DO THIS :: Take each line containing "React" and report it exactly as written.

Front-end source files
-*-
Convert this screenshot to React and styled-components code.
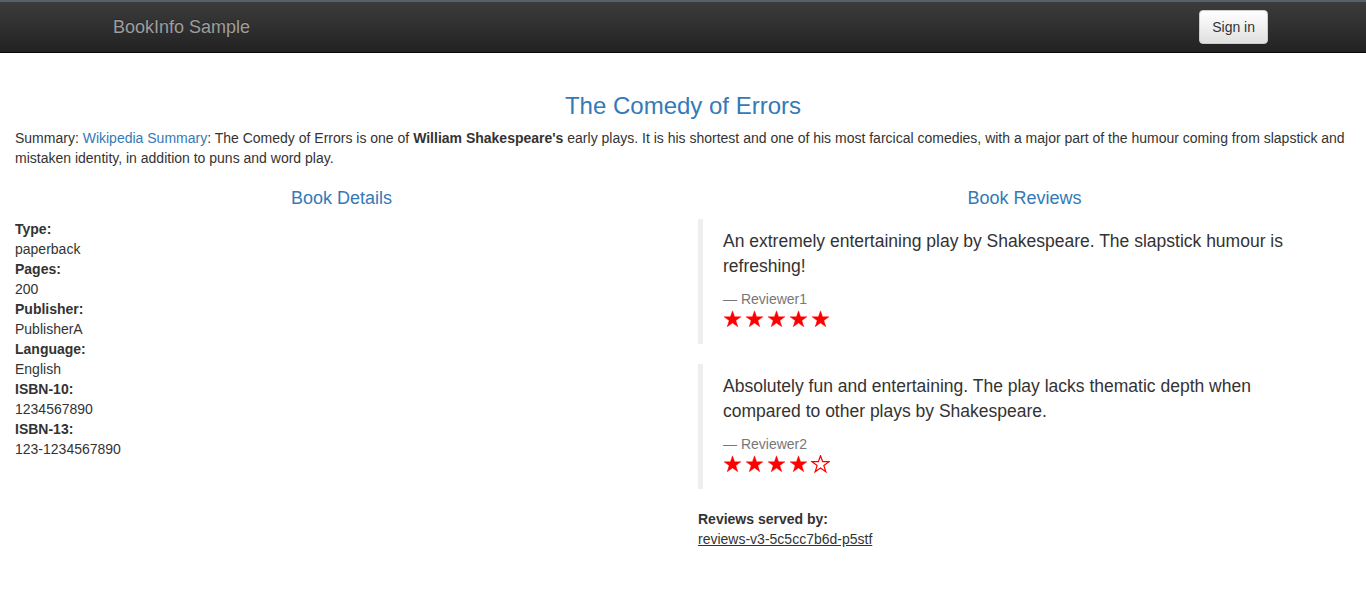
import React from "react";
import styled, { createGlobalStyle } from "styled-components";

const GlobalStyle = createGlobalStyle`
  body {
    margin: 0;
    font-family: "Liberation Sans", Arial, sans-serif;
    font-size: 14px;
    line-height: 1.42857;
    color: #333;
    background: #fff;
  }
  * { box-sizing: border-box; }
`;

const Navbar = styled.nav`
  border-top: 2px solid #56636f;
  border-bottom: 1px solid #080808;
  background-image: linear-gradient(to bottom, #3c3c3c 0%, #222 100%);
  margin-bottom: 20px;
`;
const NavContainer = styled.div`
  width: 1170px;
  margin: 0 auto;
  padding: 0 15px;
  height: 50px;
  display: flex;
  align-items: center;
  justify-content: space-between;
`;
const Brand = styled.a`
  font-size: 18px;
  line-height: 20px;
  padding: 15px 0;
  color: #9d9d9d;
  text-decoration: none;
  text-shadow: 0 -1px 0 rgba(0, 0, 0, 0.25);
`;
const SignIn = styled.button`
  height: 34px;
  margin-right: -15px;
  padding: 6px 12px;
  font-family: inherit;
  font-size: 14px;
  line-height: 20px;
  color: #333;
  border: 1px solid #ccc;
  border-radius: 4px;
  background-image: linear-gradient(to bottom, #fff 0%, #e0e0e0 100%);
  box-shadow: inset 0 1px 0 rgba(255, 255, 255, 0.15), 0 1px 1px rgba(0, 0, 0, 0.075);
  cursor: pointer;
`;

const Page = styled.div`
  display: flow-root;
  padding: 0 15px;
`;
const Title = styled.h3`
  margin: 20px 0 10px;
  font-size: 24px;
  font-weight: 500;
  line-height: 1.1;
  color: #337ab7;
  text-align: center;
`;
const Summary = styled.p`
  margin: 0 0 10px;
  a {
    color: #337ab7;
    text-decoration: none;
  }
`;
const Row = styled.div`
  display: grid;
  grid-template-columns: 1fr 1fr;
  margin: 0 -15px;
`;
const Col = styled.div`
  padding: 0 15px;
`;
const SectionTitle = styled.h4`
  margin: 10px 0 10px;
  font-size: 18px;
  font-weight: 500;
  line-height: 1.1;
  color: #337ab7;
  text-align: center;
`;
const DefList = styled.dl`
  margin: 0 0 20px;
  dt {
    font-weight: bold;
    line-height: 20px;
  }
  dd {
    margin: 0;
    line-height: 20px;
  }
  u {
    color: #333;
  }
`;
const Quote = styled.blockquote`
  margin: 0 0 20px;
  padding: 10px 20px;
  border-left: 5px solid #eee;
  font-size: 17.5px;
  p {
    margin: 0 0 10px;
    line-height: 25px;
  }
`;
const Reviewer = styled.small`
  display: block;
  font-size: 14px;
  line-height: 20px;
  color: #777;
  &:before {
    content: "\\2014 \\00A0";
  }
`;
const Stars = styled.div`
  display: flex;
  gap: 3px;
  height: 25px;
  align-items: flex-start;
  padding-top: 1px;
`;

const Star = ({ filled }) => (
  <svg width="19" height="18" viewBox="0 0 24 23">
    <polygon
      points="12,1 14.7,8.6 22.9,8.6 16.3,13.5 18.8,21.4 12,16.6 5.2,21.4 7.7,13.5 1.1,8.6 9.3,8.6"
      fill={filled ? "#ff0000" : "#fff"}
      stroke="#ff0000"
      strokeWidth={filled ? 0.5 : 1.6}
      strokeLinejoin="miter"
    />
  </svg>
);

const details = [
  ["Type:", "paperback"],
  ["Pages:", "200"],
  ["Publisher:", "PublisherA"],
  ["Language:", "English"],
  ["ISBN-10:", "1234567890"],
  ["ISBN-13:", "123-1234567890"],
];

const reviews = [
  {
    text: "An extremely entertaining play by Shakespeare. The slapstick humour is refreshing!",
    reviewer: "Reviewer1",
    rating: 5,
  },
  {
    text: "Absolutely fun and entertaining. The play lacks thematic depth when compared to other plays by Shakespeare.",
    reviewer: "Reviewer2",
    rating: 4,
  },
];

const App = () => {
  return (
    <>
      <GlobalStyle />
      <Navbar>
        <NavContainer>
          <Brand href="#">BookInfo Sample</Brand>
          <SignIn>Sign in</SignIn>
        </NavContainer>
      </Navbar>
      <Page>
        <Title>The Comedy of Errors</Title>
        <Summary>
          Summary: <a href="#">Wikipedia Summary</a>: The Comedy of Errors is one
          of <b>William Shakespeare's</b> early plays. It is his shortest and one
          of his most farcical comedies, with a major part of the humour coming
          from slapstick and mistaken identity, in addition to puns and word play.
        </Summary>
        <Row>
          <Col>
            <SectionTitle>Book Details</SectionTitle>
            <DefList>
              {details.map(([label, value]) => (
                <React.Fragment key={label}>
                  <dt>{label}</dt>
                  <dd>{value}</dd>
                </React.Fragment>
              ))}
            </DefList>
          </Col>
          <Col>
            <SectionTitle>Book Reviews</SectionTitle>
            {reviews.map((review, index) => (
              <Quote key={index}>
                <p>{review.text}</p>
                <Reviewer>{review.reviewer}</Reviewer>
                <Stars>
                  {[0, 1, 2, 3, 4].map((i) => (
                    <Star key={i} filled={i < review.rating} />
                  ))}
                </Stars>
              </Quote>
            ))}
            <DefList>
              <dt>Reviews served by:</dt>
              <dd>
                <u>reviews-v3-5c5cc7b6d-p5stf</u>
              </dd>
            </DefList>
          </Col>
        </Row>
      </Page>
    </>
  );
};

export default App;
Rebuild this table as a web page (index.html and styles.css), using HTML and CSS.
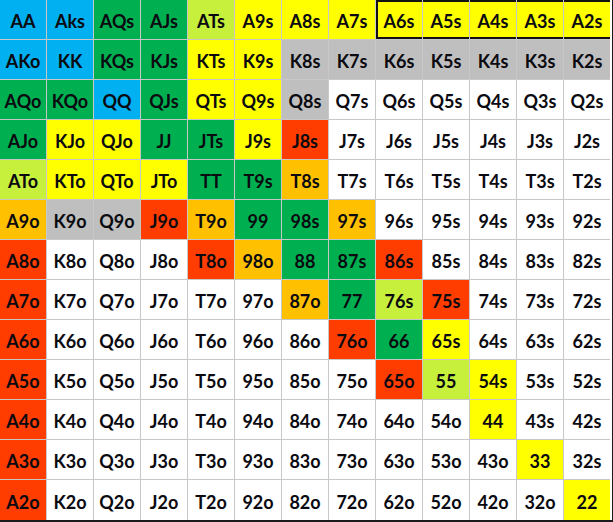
-*-
THE OUTPUT ::
Convert this screenshot to React and styled-components code.
import React from "react";
                <React.Fragment key={label}>
                </React.Fragment>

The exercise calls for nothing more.